The Sivas Congress () was an assembly of the Turkish National Movement held for one week from 4 to 11 September 1919 in the city of Sivas, in central-eastern Turkey, which united delegates from all Anatolian provinces of the Ottoman Empire, defunct at the time in practical terms. At the time of the convention, the state capital (Constantinople) as well as many provincial cities and regions were under occupation by the Allied powers preparing for the partition of the Ottoman Empire. This was part of the wider conflict of the Turkish War of Independence.

Resolutions 
The call for the congress had been issued by Mustafa Kemal Atatürk with his Amasya Circular three months before and the preparatory work had been handled during the Erzurum Congress. The congress at Sivas took a number of vital decisions which were foundational in shaping the future policy to be conducted in the frame of the Turkish War of Independence. The Congress also united the multiple regional Defense of Rights Associations into the Association of the Defence of Rights of Anatolia and Rumelia.

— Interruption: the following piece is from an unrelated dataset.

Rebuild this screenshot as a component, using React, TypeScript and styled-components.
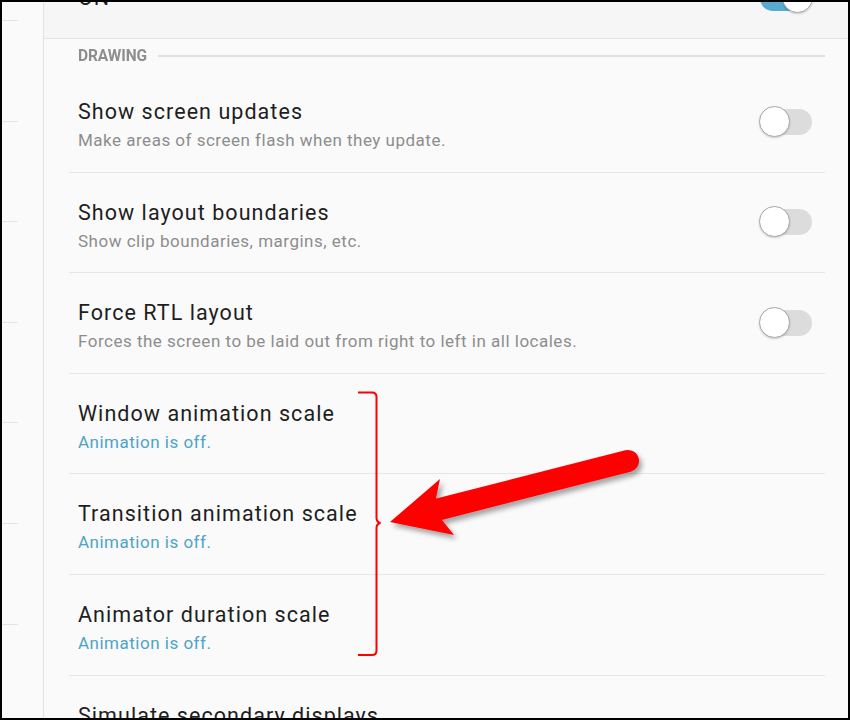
import { createGlobalStyle } from 'styled-components';
import styled from 'styled-components';

const GlobalStyle = createGlobalStyle`
  html, body {
    margin: 0;
    padding: 0;
    background: #ffffff;
  }
  body {
    font-family: Roboto, 'Noto Sans', sans-serif;
  }
`;

const Frame = styled.div`
  position: relative;
  width: 850px;
  height: 720px;
  box-sizing: border-box;
  border: 2px solid #000;
  overflow: hidden;
  display: flex;
  background: #fafafa;
`;

const Rail = styled.div`
  width: 41px;
  flex: none;
  border-right: 1px solid #e2e2e2;
  padding-top: 18px;
  display: flex;
  flex-direction: column;
`;

const RailStub = styled.div`
  width: 16px;
  height: 100.6px;
  flex: none;
  box-sizing: border-box;
  border-top: 1px solid #e4e4e4;
`;

const Main = styled.div`
  flex: 1;
  display: flex;
  flex-direction: column;
  min-width: 0;
`;

const TopSection = styled.div`
  height: 36px;
  flex: none;
  background: #f6f6f6;
  border-bottom: 1px solid #e3e3e3;
  padding: 0 36px 0 34px;
  overflow: hidden;
`;

const TopRow = styled.div`
  margin-top: -19px;
  height: 30px;
  display: flex;
  align-items: center;
  justify-content: space-between;
`;

const CategoryHeader = styled.div`
  height: 33px;
  flex: none;
  display: flex;
  align-items: center;
  padding: 0 23px 0 34px;
  gap: 11px;
`;

const CategoryLabel = styled.span`
  font-size: 15.5px;
  font-weight: 700;
  color: #8e8e8e;
  letter-spacing: -0.1px;
  transform: scaleY(1.08);
`;

const CategoryRule = styled.div`
  flex: 1;
  height: 2px;
  background: #e0e0e0;
`;

const List = styled.div`
  flex: none;
  padding: 0 23px 0 25px;
  display: flex;
  flex-direction: column;
`;

const Row = styled.div`
  height: 100.6px;
  flex: none;
  box-sizing: border-box;
  border-bottom: 1px solid #e6e6e6;
  padding: 0 13px 0 9px;
  display: flex;
  align-items: center;
  justify-content: space-between;
`;

const Texts = styled.div`
  align-self: flex-start;
  display: flex;
  flex-direction: column;
  margin-top: 26px;
`;

const Title = styled.div`
  font-size: 21.5px;
  line-height: 28px;
  letter-spacing: 1.05px;
  color: #1e1e1e;
`;

const Summary = styled.div<{ $accent?: boolean }>`
  margin-top: 2px;
  font-size: 17px;
  line-height: 24px;
  letter-spacing: 0.5px;
  color: ${(p) => (p.$accent ? '#4ea4c8' : '#8d8d8d')};
`;

const Track = styled.div<{ $on?: boolean }>`
  position: relative;
  width: 52px;
  height: 26px;
  border-radius: 13px;
  background: ${(p) => (p.$on ? '#58abcf' : '#dcdcdc')};
  flex: none;
`;

const Knob = styled.div<{ $on?: boolean }>`
  position: absolute;
  top: -3px;
  ${(p) => (p.$on ? 'right: -1px;' : 'left: -1px;')}
  width: 29px;
  height: 29px;
  border-radius: 50%;
  background: #fff;
  border: 1.5px solid #a9a9a9;
  box-shadow: 0 1px 2px rgba(0, 0, 0, 0.18);
`;

const Overlay = styled.svg`
  position: absolute;
  left: -2px;
  top: -2px;
  pointer-events: none;
`;

function Toggle({ on }: { on?: boolean }) {
  return (
    <Track $on={on}>
      <Knob $on={on} />
    </Track>
  );
}

type Item = {
  title: string;
  summary?: string;
  accent?: boolean;
  toggle?: boolean;
};

const items: Item[] = [
  { title: 'Show screen updates', summary: 'Make areas of screen flash when they update.', toggle: true },
  { title: 'Show layout boundaries', summary: 'Show clip boundaries, margins, etc.', toggle: true },
  {
    title: 'Force RTL layout',
    summary: 'Forces the screen to be laid out from right to left in all locales.',
    toggle: true,
  },
  { title: 'Window animation scale', summary: 'Animation is off.', accent: true },
  { title: 'Transition animation scale', summary: 'Animation is off.', accent: true },
  { title: 'Animator duration scale', summary: 'Animation is off.', accent: true },
  { title: 'Simulate secondary displays' },
];

export default function App() {
  return (
    <>
      <GlobalStyle />
      <Frame>
        <Rail>
          {Array.from({ length: 7 }).map((_, i) => (
            <RailStub key={i} />
          ))}
        </Rail>
        <Main>
          <TopSection>
            <TopRow>
              <Title>ON</Title>
              <Toggle on />
            </TopRow>
          </TopSection>
          <CategoryHeader>
            <CategoryLabel>DRAWING</CategoryLabel>
            <CategoryRule />
          </CategoryHeader>
          <List>
            {items.map((it) => (
              <Row key={it.title}>
                <Texts>
                  <Title>{it.title}</Title>
                  {it.summary && <Summary $accent={it.accent}>{it.summary}</Summary>}
                </Texts>
                {it.toggle && <Toggle />}
              </Row>
            ))}
          </List>
        </Main>
        {/* annotation: bracket + arrow drawn on top of the screenshot */}
        <Overlay width={850} height={720} viewBox="0 0 850 720">
          <defs>
            <filter id="shadow" x="-10%" y="-20%" width="130%" height="160%">
              <feDropShadow dx="3" dy="4" stdDeviation="2.5" floodColor="#000" floodOpacity="0.35" />
            </filter>
          </defs>
          <path
            d="M358 392.5 H372 Q376.5 392.5 376.5 397 V518 Q376.5 522 380.5 523 Q376.5 524 376.5 528 V650.5 Q376.5 655 372 655 H358"
            fill="none"
            stroke="#ff0000"
            strokeWidth={2}
          />
          <g filter="url(#shadow)">
            <line x1={440} y1={509} x2={628} y2={461} stroke="#ff0000" strokeWidth={22} strokeLinecap="round" />
            <polygon points="390,522 440,479 436,498 442,520 454,535" fill="#ff0000" />
          </g>
        </Overlay>
      </Frame>
    </>
  );
}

Although smaller than the Erzurum Congress (with 38 delegates), the delegates came from a wider geographical area than was the case with the Erzurum Congress. Along with the Erzurum Congress, the Sivas Congress determined the main points of the Misak-ı Millî (National Pact) that the Turkish National Movement made with other Turkish resistance movements against the Allies to work together, namely the imperial government in Constantinople. The two bodies signed the Amasya Protocol the next month on 22 October 1919, calling for new elections after which the Ottoman Chamber of Deputies would consider the agreements of the Sivas Congress. Once word reached the occupying Allies in Constantinople, however, they dissolved the parliament, after which the remaining vestiges of the Ottoman imperial government would become antagonistic towards the Turkish National Movement based in Ankara.

Legacy 
After the war of independence, The Association of the Defence of Rights of Anatolia and Rumelia would become a formal political party and rename themselves the Republican People's Party (CHP.) They retroactively declared the Sivas Congress their first Congress. The CHP is one of Turkey's major political parties to this day.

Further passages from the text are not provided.